Fuss spoke a day after Fed Chair Janet Yellen reinforced market expectations that the Fed was preparing to raise U.S. interest rates this year, possibly as soon as September.

On Wednesday, the top U.S. central banker said in testimony prepared for Congress that the Fed remains poised for a rate hike, with labor markets expected to steadily improve and turmoil abroad unlikely to knock the U.S. economy off track.

"We need to watch the economic data, and of much more concern, we all need to see what would happen internationally," Fuss told Reuters in a telephone interview. "No one knows how things will develop with China, Greece, the Middle East and eastern Europe."

Fuss' view on rates echoes that of DoubleLine Capital Chief Executive Jeffrey Gundlach, who reiterated on Wednesday that he did not believe the Fed would raise U.S. interest rates this year.

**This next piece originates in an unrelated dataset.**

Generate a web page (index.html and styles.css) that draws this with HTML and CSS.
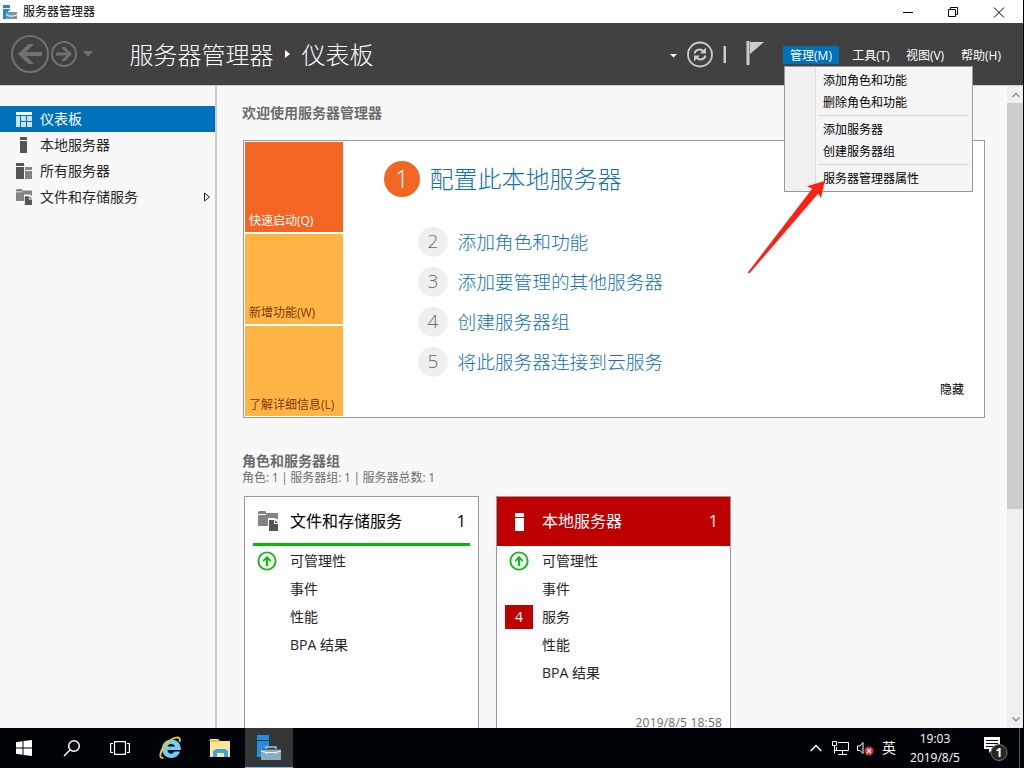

Gundlach told his investors last week that a rate hike may not occur until at least 2016, citing uneven U.S. economic data as well as the fiscal crisis in Greece and the commodity selling fueled by a market slump in China.

Fuss said the $22.2 billion Loomis Sayles Bond Fund has been putting money to work in "some interesting" investments but declined to specify them. Earlier this year, the Loomis Sayles Bond had over 22 percent of its investments in cash reserves, Treasury bills and short-term government bonds overseas. Loomis has taken that down to around 20 percent, Fuss said.